Travel Light Travel Right

Travel Light Travel right

How to pack  light for travel

Travel is all about packing light. It’s not a good idea to cram as much as you can carry on your backpack when you go off to new places. The first rule is always to pack just enough to last you a few days.

Unless you enjoy lugging around bags that weigh a ton, bringing along just a few choice articles of clothing is better.
You’re better off not packing three sneakers, your two boots or those many shirts.
If you’re worried about clothes, you can buy some of these when you get where you’re going. Remember that the longer you stay in one place, the less clothes, toiletries and other accessories you bring. Because when you get there, you can just shop around and look for a few shirts you can wear or stuff you can use while you continue on with the next leg of the trip.

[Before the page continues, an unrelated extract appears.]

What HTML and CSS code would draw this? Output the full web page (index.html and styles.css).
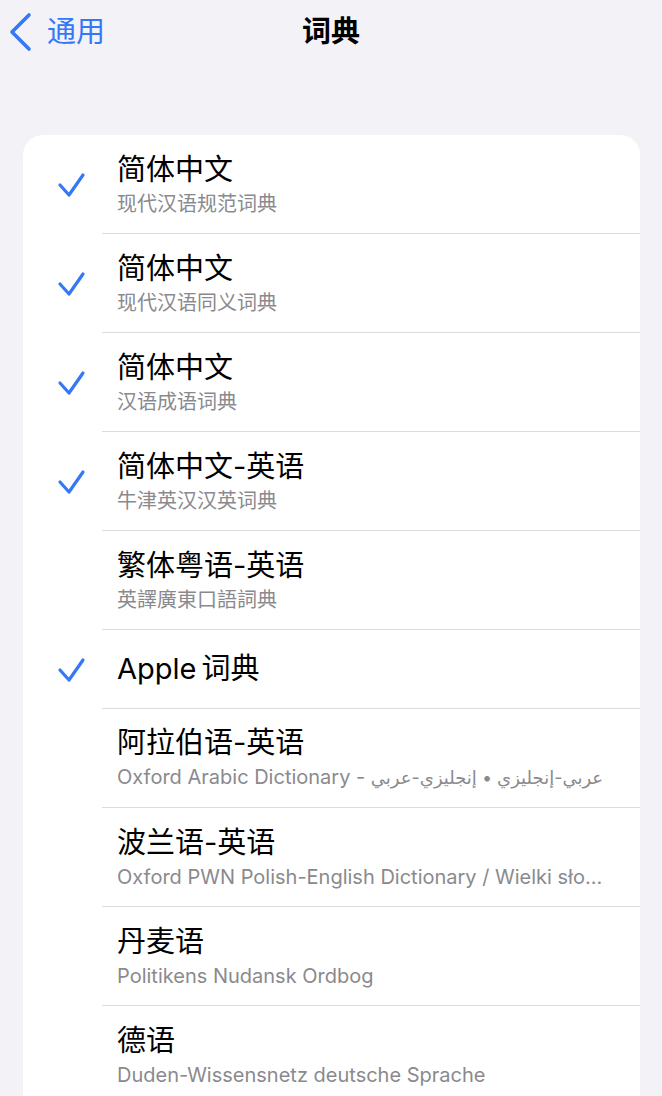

Buying things over there is easier for you because you save up space in your bag and it makes it easier for you to carry your bags. Unless you have money to burn, you can’t afford to pay strangers to carry your bags for you. Once or twice, yes—if it’s particularly hot and you want to take it easy. But since it pays to be wise with your coin while on the road, just keep the money and spend it on things that’ll no doubt prove to be more fun.

If you bring along too many things, you’d either have to be prepared to pay for the extra charges when you have them shipped home or else, be forced to leave behind some of your old things. Or even worse, leave behind that extra-special lamp you’ve set your heart on or that sleek and adorable fur jacket meant for your three-year-old niece. Add to this how you were actually hoping on turning this into a shopping trip and you can be sure that, as things stand, having a lugging around a loaded luggage is definitely not a sterling idea.

Also, don’t forget to pack in your own water. If you plan on visiting all the tourist spots you could find in that area, be prepared for it. You’ll grow tired, perspire and eventually get thirsty. Not having your own bottle of water with you could cost you a few dollars higher than you normally pay for the stuff. It’s common knowledge that things are priced a bit higher around tourist spots than when you buy them at the grocery or supermarket. Not to mention that it’s safer to know where your drinking water comes from. It pays to be careful when you’re out there.

So if you don’t want anything to spoil your trip, just pack in the absolute essentials—this includes your drinking water—and nothing else. If you have your passport along with other important travel documents, clothes, your toiletries, first aid, extra shopping bags, gadgets like mobile phones (don’t forget the charger if you’re planning on staying for more than three days), then you’re all set.